NEW YORK: US stock indexes were mixed on Monday, ahead of a key inflation reading and commentary from Federal Reserve policymakers later in the week, while shares of some retailers edged higher as holiday shopping picked up steam with Cyber Monday deals.
Investors are awaiting the release of “Beige Book”, the Fed’s compendium of reports about the economy, and the personal consumption expenditure index data for October, which would help give clues about the Fed’s next rate decision.
Monday’s mixed movement follows a positive Thanksgiving week for Wall Street, with the major indexes notching up their fourth consecutive week of gains on growing optimism that the Federal Reserve was likely done hiking interest rates.
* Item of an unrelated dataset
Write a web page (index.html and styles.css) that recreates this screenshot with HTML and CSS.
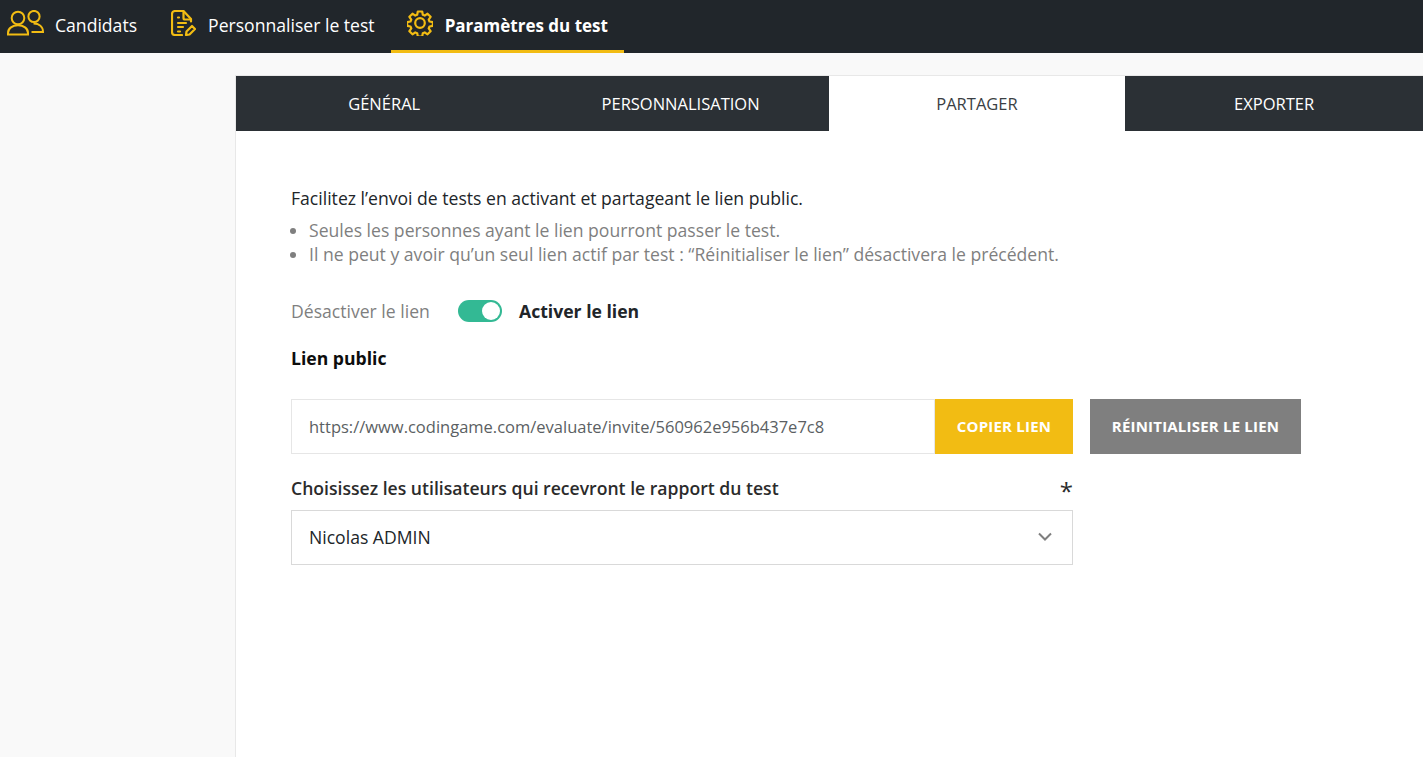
FILE: index.html
```html
<!DOCTYPE html>
<html lang="fr">
<head>
<meta charset="utf-8">
<title>Paramètres du test</title>
<link rel="stylesheet" href="styles.css">
</head>
<body>
<header class="topbar">
  <a class="nav-item nav-first">
    <svg class="nav-icon icon-users" viewBox="0 0 38 26" fill="none" stroke="#f2bc13" stroke-width="2"><circle cx="11" cy="8" r="6.300"/><path d="M1 24.500v-1.500c0-4.700 4.500-7.800 10-7.800s10 3.100 10 7.800v1.500z"/><circle cx="27" cy="6.500" r="5.600"/><path d="M26.500 13.500c5.500 0 9.500 3 9.500 8.500H24.500"/></svg>
    <span>Candidats</span>
  </a>
  <a class="nav-item nav-second">
    <svg class="nav-icon icon-doc" viewBox="0 0 25 26" fill="none" stroke="#f2bc13" stroke-width="2.200" stroke-linecap="round" stroke-linejoin="round"><path d="M11 25H4a3 3 0 0 1-3-3V4a3 3 0 0 1 3-3h8.500l7.500 8v2.500"/><path d="M12.500 1.500V8a1.500 1.500 0 0 0 1.500 1.500h5.500"/><path d="M7 7.500h1M7 13h8M7 17h5M7 21.500h2"/><path d="M15 25l.5-3.500 5.500-5.500 3 3-5.500 5.500z"/></svg>
    <span>Personnaliser le test</span>
  </a>
  <a class="nav-item nav-active">
    <svg class="nav-icon icon-gear" viewBox="0 0 26 26" fill="none" stroke="#f2bc13" stroke-width="2.200" stroke-linejoin="round"><path d="M10.800 1.500h4.400l.6 3.300 1.900.8 2.800-1.900 3.100 3.100-1.900 2.800.8 1.900 3.300.6v3.800l-3.300.6-.8 1.900 1.900 2.800-3.100 3.100-2.800-1.900-1.900.8-.6 3.300h-4.400l-.6-3.300-1.900-.8-2.800 1.900-3.100-3.100 1.900-2.800-.8-1.900-3.300-.6v-3.800l3.300-.6.800-1.900-1.900-2.800 3.100-3.100 2.800 1.900 1.900-.8z"/><circle cx="13" cy="13" r="4.800"/></svg>
    <span>Paramètres du test</span>
  </a>
</header>
<main class="panel">
  <nav class="tabs">
    <a class="tab">GÉNÉRAL</a>
    <a class="tab">PERSONNALISATION</a>
    <a class="tab tab-active">PARTAGER</a>
    <a class="tab">EXPORTER</a>
  </nav>
  <section class="content">
    <p class="intro">Facilitez l’envoi de tests en activant et partageant le lien public.</p>
    <ul class="notes">
      <li>Seules les personnes ayant le lien pourront passer le test.</li>
      <li>Il ne peut y avoir qu’un seul lien actif par test : “Réinitialiser le lien” désactivera le précédent.</li>
    </ul>
    <div class="switch-row">
      <span class="switch-off">Désactiver le lien</span>
      <span class="switch"><span class="knob"></span></span>
      <strong class="switch-on">Activer le lien</strong>
    </div>
    <h2 class="link-title">Lien public</h2>
    <div class="link-row">
      <div class="link-field">https://www.codingame.com/evaluate/invite/560962e956b437e7c8</div>
      <button class="btn btn-copy">COPIER LIEN</button>
      <button class="btn btn-reset">RÉINITIALISER LE LIEN</button>
    </div>
    <div class="select-block">
      <div class="select-label"><span>Choisissez les utilisateurs qui recevront le rapport du test</span><span class="req">*</span></div>
      <div class="select">
        <span>Nicolas ADMIN</span>
        <svg class="chevron" viewBox="0 0 14 9" fill="none" stroke="#7f7f7f" stroke-width="2"><path d="M1 1.500l6 6 6-6"/></svg>
      </div>
    </div>
  </section>
</main>
</body>
</html>
```
FILE: styles.css
```css
* { box-sizing: border-box; }
html, body { height: 100%; }
body {
  margin: 0;
  background: #f9f9f9;
  font-family: "Open Sans", sans-serif;
  font-size: 17.6px;
  color: #212529;
  overflow: hidden;
}
.topbar {
  display: flex;
  height: 53px;
  background: #21262b;
  color: #fff;
}
.nav-item {
  display: flex;
  align-items: center;
  gap: 12px;
  padding: 0 16px;
  height: 53px;
  font-size: 17.6px;
  border-bottom: 3px solid transparent;
}
.nav-first { padding-left: 7px; padding-right: 18px; gap: 10px; }
.nav-second { gap: 12px; }
.nav-active {
  font-weight: 700;
  font-size: 17px;
  border-bottom-color: #f2bc13;
}
.nav-icon { display: block; flex: none; margin-bottom: 4px; }
.icon-users { width: 38px; height: 26px; }
.icon-doc { width: 25px; height: 26px; }
.icon-gear { width: 26px; height: 26px; }
.panel {
  margin: 22px 0 0 235px;
  height: calc(100vh - 75px);
  background: #fff;
  border-left: 1px solid #e8e8e8;
  border-top: 1px solid #e8e8e8;
}
.tabs {
  display: grid;
  grid-template-columns: repeat(3, 296.4px) 1fr;
  height: 55px;
}
.tab {
  display: flex;
  align-items: center;
  justify-content: center;
  background: #2b3035;
  color: #fff;
  font-size: 16.5px;
}
.tab-active { background: #fff; color: #3a3f44; }
.content { padding: 55px 55px 0; }
.intro { margin: 0; line-height: 24px; height: 24px; }
.notes {
  margin: 8px 0 0;
  padding: 0 0 0 18px;
  color: #7f7f7f;
  line-height: 24px;
}
.switch-row {
  display: flex;
  align-items: center;
  margin-top: 33px;
  height: 24px;
}
.switch-off { color: #7f7f7f; width: 167px; }
.switch {
  display: flex;
  justify-content: flex-end;
  align-items: center;
  width: 44px;
  height: 22px;
  padding: 2px;
  border-radius: 11px;
  background: #33b994;
  margin-right: 17px;
}
.knob { width: 18px; height: 18px; border-radius: 50%; background: #fff; }
.switch-on { font-weight: 700; }
.link-title {
  margin: 23px 0 0;
  font-size: 17.6px;
  line-height: 24px;
  font-weight: 700;
  color: #0d0d0d;
}
.link-row { display: flex; margin-top: 29px; height: 55px; }
.link-field {
  display: flex;
  align-items: center;
  width: 644px;
  padding-left: 17px;
  border: 1px solid #e6e6e6;
  font-size: 16.5px;
  color: #5b5f63;
  background: #fff;
}
.btn {
  border: 0;
  font-family: inherit;
  font-size: 15px;
  font-weight: 700;
  letter-spacing: .2px;
  color: #fff;
  padding: 0 0 2px;
}
.btn-copy { width: 138px; background: #f2bc13; }
.btn-reset { width: 211px; margin-left: 17px; background: #7f7f7f; }
.select-block { width: 782px; margin-top: 22px; }
.select-label {
  display: flex;
  justify-content: space-between;
  line-height: 24px;
  font-weight: 600;
  color: #2b2b2b;
}
.req { font-weight: 400; font-size: 24px; line-height: 30px; height: 24px; }
.select {
  display: flex;
  align-items: center;
  justify-content: space-between;
  height: 55px;
  margin-top: 10px;
  padding: 0 20px 2px 17px;
  border: 1px solid #d9d9d9;
  color: #212529;
}
.chevron { width: 14px; height: 9px; display: block; }
```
“It’s natural to expect that the first day back after a long Thanksgiving session, you’d see perhaps some muted enthusiasm in the marketplace,” said Mark Luschini, chief investment strategist at Janney Montgomery Scott.
“As the week progresses, we’ll get a little bit more directionality out of equity prices. It’d be more favorable because we’re in a traditionally strong seasonal area of the calendar.” The rebound in equities in November has brought the S&P 500 close to its highest intra-day level this year.
US retailers were on the radar after Black Friday, and as Cyber Monday kicked off with shoppers estimated to spend a record $12 billion to $12.4 billion.
Shares of Amazon.com and Walmart edged up 1.4% and 0.7%, respectively.
Affirm Holdings jumped 11.8%, as the usage of ‘buy now, pay later’ was seen hitting an all-time high, boosting the online holiday sales.
The S&P 500 retail sector, housing Amazon, rose 0.9%.
The focus will also be on a host of Fed officials due to speak at different conferences this week, with Chair Jerome Powell expected to participate in a fireside chat on Friday.
Traders have priced in the possibility of a pause in rate hikes in December, and see an about 52% chance of a rate cut of at least 25-basis points in May 2024, according to the CME Group’s FedWatch Tool.
The CBOE Volatility index, known as Wall Street’s fear gauge, was up 0.29 points at 12.75 after plunging to its lowest since just before the COVID-19 pandemic in 2020 last week.
At 11:46 a.m. ET, the Dow Jones Industrial Average was down 89.48 points, or 0.25%, at 35,300.67, the S&P 500 was down 5.27 points, or 0.12%, at 4,554.07, and the Nasdaq Composite was up 14.00 points, or 0.10%, at 14,264.85.
Among other stocks, Crown Castle International added 3.8% as activist investor Elliott Investment Management, also a major shareholder, sought executive and board changes at the wireless tower owner.
GE HealthCare lost 3.6% after UBS downgraded the medical devices maker to “sell” from “neutral”.
Declining issues outnumbered advancers for a 1.44-to-1 ratio on the NYSE and for a 1.49-to-1 ratio on the Nasdaq.
The S&P index recorded 21 new 52-week highs and no new lows, while the Nasdaq recorded 58 new highs and 43 new lows.